8. Saber de coisas sem noção como esta: Uma pessoa, que trabalha comigo há vinte anos e não é mentirosa, disse-me que comprou uma geladeira que já veio de fábrica com defeito. Voltou à loja para trocar por uma sem defeitos. O gerente da loja simplesmente lhe disse que mandaria um técnico para consertar. Mas, ela pagou por uma nova. Não aceitaram a devolução. Brandiram o Estatuto do Consumidor. Quer dizer que você paga por uma coisa nova, leva defeituosa e ainda é obrigado a aceitar algo com defeito, porque a fábrica não erra, só nós os "burros" consumidores?
9. A forma como somos passados para trás pelas tais "Leis de mercado". Entramos na loja para comprar um sapato, por exemplo. A pobre coitada da vendedora ouve todo tipo de argumento, mas pode dar apenas 10% de descontos. Passado o Natal, por exemplo, a liquidação avisa:50% de descontos, até em outdoors. Mesmo assim, se não vendeu, serão 70% de descontos anunciados na televisão. Entenderam a matemática da exploração? Daqui a pouco nos pagam para levar o produto. Resultado: ninguém compra nada no Natal. Deixa pra comprar na semana seguinte. Lei de mercado? É. Lei de mercado.
10. Ter de aceitar que um técnico vá até a minha casa consertar o ar condicionado, depois de dois meses de promessas e "bolos" sucessivos, e cobrar 50 reais por uma visita que dura não mais que 15 minutos. A conclusão, depois de um sorriso e um tapinha nas costas, é a de que temos de levar para a oficina. Não dá pra resolver ali. Dois três meses depois, avisa que está quase pronto. Mais 15 dias de espera, finalmente chega o tão amado ar com o mesmo problema: "Não encontramos nada, doutor". Nunca conheci um professor que ganhe 50 reais por 15 minutos de trabalho e ainda não dar conta do recado.
ESTUDEI TANTO PARA EMBURRECER. SÓ FALTA RELINCHAR. DEPOIS DESSE TEXTO, NÃO FALTA MAIS.
O LIVRO: ESSE SER ESTRANHO
(Prof.: LUIZ CLÁUDIO JUBILATO)
LIVROS vivem quase sempre exprimidos em estantes. Às vezes lado a lado, às vezes frente a frente, às vezes em cima uns dos outros. Lembram meu tempo de faculdade, naqueles ônibus entupidos, como se cada pessoa pisasse nos pés das outras, na subida para a UFJF.
LIVROS podem ficar empilhados, seres mortos sobre uma mesa, como se estivessem num cemitério. Na biblioteca central, a senhora de óculos de fundo de garrafa, voz de veludo, modos de freira.

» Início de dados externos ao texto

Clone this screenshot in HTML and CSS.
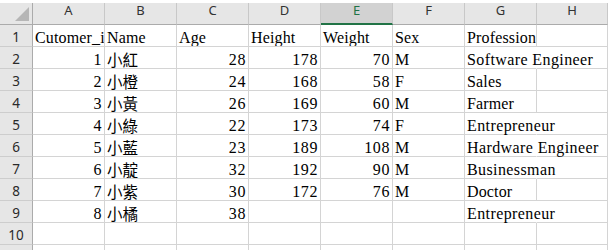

Coveira. Metódica. Colocava-os dispostos nas gavetas: os maiores na estante de cima, os generais; os médios, nas do meio, infantaria; os pequenos nas de baixo, soldados rasos. Todos têm seus nomes impressos nas capas, uma espécie de crachá. Os símbolos das editoras, no alto, voltados para fora. Parecem guerreiros recebendo condecorações.
LIVROS criam seres compulsivos. Há os que adoram cheirá-los. Nas megastores, o cheiro é do banho de sabonete; nos sebos, é o de quem, há muito, não se banha. Nas livrarias são jovens craques, com sua pompa e suas camisas novinhas esperando o contato com uma nova agremiação. Nos sebos, têm odor de coisa velha. Megastores parecem clubes. Sebos parecem asilos. Em livrarias são cobiçados. Em sebos esperam ser resgatados por um geriatra que remende suas capas e desamasse suas páginas.
Livros têm origem, família, identidade. Algum dominador/a, iludido/a, ilusionista os gerou. É o único que pode ter vários pais e nenhuma mãe; uma mãe sem jamais ter tido um pai. Sua alma fica exposta, suas vísceras arreganhadas em folhas. Precisa ser devassada, entendida, experimentada por um sujeito esquisito, que atende pela alcunha de leitor. Cada linha traz seu corpo coberto por fantasias. Cada parágrafo, uma alegoria. Cada capítulo, um labirinto. Cada clímax, um êxtase. Ninguém sai desse êxtase como entrou.
LIVROS são seres estranhos. Atiçam cheiros, sem tê-los. Veem ambientes onde eles estão, mas não estão. Há dentro deles caras e corpos amontoados, escalonados, divididos por classes, destinos e vidas e mortes que se enlaçam, entrelaçam. Há os principais, da primeira classe, que não escravizam os da segunda, nem pisam os da terceira… ou não…
LIVROS desafiam, mas não há como desafia-los. Têm donos, mas não são de ninguém. Nem da mão que os comprou, nem do ventre que os gerou. Nem de quem acha que os possui. Nem de quem simplesmente os adotou.
LIVROS podem ser amados, odiados, carregados, amassados, disputados… mudam, transmutam, bagunçam, provocam… mudam o mundo.